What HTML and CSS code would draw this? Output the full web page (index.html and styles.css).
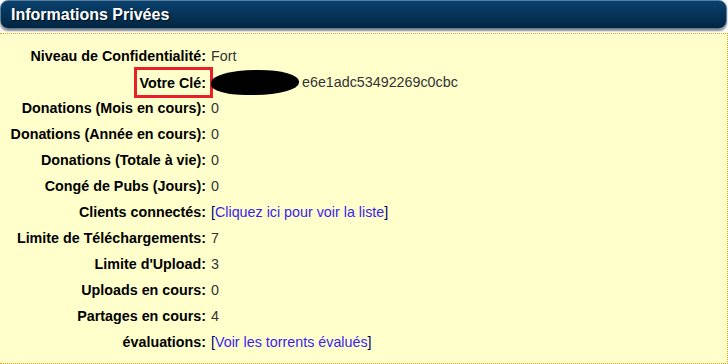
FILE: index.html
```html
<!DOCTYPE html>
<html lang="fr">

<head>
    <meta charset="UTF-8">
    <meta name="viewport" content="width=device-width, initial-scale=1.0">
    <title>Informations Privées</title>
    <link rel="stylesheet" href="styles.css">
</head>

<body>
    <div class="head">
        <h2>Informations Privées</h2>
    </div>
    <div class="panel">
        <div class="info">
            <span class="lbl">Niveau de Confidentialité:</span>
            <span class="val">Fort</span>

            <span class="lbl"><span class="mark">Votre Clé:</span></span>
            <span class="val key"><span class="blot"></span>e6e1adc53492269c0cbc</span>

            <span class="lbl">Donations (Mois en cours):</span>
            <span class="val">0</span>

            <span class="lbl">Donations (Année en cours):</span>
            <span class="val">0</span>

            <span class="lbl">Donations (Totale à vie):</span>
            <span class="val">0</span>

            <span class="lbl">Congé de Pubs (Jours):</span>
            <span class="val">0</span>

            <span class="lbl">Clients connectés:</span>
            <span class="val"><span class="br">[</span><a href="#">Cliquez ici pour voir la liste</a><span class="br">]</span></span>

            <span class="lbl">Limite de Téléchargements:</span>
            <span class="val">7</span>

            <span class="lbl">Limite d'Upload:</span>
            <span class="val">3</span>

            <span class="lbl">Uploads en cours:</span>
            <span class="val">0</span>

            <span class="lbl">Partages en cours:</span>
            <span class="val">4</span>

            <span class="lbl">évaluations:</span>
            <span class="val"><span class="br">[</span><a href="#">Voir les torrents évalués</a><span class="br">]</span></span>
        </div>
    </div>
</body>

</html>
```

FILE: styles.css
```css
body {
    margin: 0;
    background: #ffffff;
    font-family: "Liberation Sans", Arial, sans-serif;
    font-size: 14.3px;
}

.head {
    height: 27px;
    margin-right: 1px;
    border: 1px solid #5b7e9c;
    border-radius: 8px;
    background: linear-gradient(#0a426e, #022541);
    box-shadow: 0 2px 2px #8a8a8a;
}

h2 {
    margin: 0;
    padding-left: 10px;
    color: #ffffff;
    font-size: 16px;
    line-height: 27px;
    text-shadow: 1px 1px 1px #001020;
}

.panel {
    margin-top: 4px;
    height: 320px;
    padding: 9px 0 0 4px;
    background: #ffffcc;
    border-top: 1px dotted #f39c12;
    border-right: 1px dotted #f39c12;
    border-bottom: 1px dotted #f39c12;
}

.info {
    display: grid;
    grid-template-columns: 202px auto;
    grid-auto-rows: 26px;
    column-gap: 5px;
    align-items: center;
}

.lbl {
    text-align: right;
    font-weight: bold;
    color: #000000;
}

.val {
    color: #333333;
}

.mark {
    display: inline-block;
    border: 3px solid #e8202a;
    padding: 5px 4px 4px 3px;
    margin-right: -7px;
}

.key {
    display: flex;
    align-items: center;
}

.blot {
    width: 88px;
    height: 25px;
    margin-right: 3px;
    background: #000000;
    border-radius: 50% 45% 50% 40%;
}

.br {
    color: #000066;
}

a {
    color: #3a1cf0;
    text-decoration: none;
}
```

# Aim
Omit every picture while copying the listing above exactly.

# Answer to this problem
What HTML and CSS code would draw this? Output the full web page (index.html and styles.css).
FILE: index.html
```html
<!DOCTYPE html>
<html lang="fr">

<head>
    <meta charset="UTF-8">
    <meta name="viewport" content="width=device-width, initial-scale=1.0">
    <title>Informations Privées</title>
    <link rel="stylesheet" href="styles.css">
</head>

<body>
    <div class="head">
        <h2>Informations Privées</h2>
    </div>
    <div class="panel">
        <div class="info">
            <span class="lbl">Niveau de Confidentialité:</span>
            <span class="val">Fort</span>

            <span class="lbl"><span class="mark">Votre Clé:</span></span>
            <span class="val key"><span class="blot"></span>e6e1adc53492269c0cbc</span>

            <span class="lbl">Donations (Mois en cours):</span>
            <span class="val">0</span>

            <span class="lbl">Donations (Année en cours):</span>
            <span class="val">0</span>

            <span class="lbl">Donations (Totale à vie):</span>
            <span class="val">0</span>

            <span class="lbl">Congé de Pubs (Jours):</span>
            <span class="val">0</span>

            <span class="lbl">Clients connectés:</span>
            <span class="val"><span class="br">[</span><a href="#">Cliquez ici pour voir la liste</a><span class="br">]</span></span>

            <span class="lbl">Limite de Téléchargements:</span>
            <span class="val">7</span>

            <span class="lbl">Limite d'Upload:</span>
            <span class="val">3</span>

            <span class="lbl">Uploads en cours:</span>
            <span class="val">0</span>

            <span class="lbl">Partages en cours:</span>
            <span class="val">4</span>

            <span class="lbl">évaluations:</span>
            <span class="val"><span class="br">[</span><a href="#">Voir les torrents évalués</a><span class="br">]</span></span>
        </div>
    </div>
</body>

</html>
```

FILE: styles.css
```css
body {
    margin: 0;
    background: #ffffff;
    font-family: "Liberation Sans", Arial, sans-serif;
    font-size: 14.3px;
}

.head {
    height: 27px;
    margin-right: 1px;
    border: 1px solid #5b7e9c;
    border-radius: 8px;
    background: linear-gradient(#0a426e, #022541);
    box-shadow: 0 2px 2px #8a8a8a;
}

h2 {
    margin: 0;
    padding-left: 10px;
    color: #ffffff;
    font-size: 16px;
    line-height: 27px;
    text-shadow: 1px 1px 1px #001020;
}

.panel {
    margin-top: 4px;
    height: 320px;
    padding: 9px 0 0 4px;
    background: #ffffcc;
    border-top: 1px dotted #f39c12;
    border-right: 1px dotted #f39c12;
    border-bottom: 1px dotted #f39c12;
}

.info {
    display: grid;
    grid-template-columns: 202px auto;
    grid-auto-rows: 26px;
    column-gap: 5px;
    align-items: center;
}

.lbl {
    text-align: right;
    font-weight: bold;
    color: #000000;
}

.val {
    color: #333333;
}

.mark {
    display: inline-block;
    border: 3px solid #e8202a;
    padding: 5px 4px 4px 3px;
    margin-right: -7px;
}

.key {
    display: flex;
    align-items: center;
}

.blot {
    width: 88px;
    height: 25px;
    margin-right: 3px;
    background: #000000;
    border-radius: 50% 45% 50% 40%;
}

.br {
    color: #000066;
}

a {
    color: #3a1cf0;
    text-decoration: none;
}
```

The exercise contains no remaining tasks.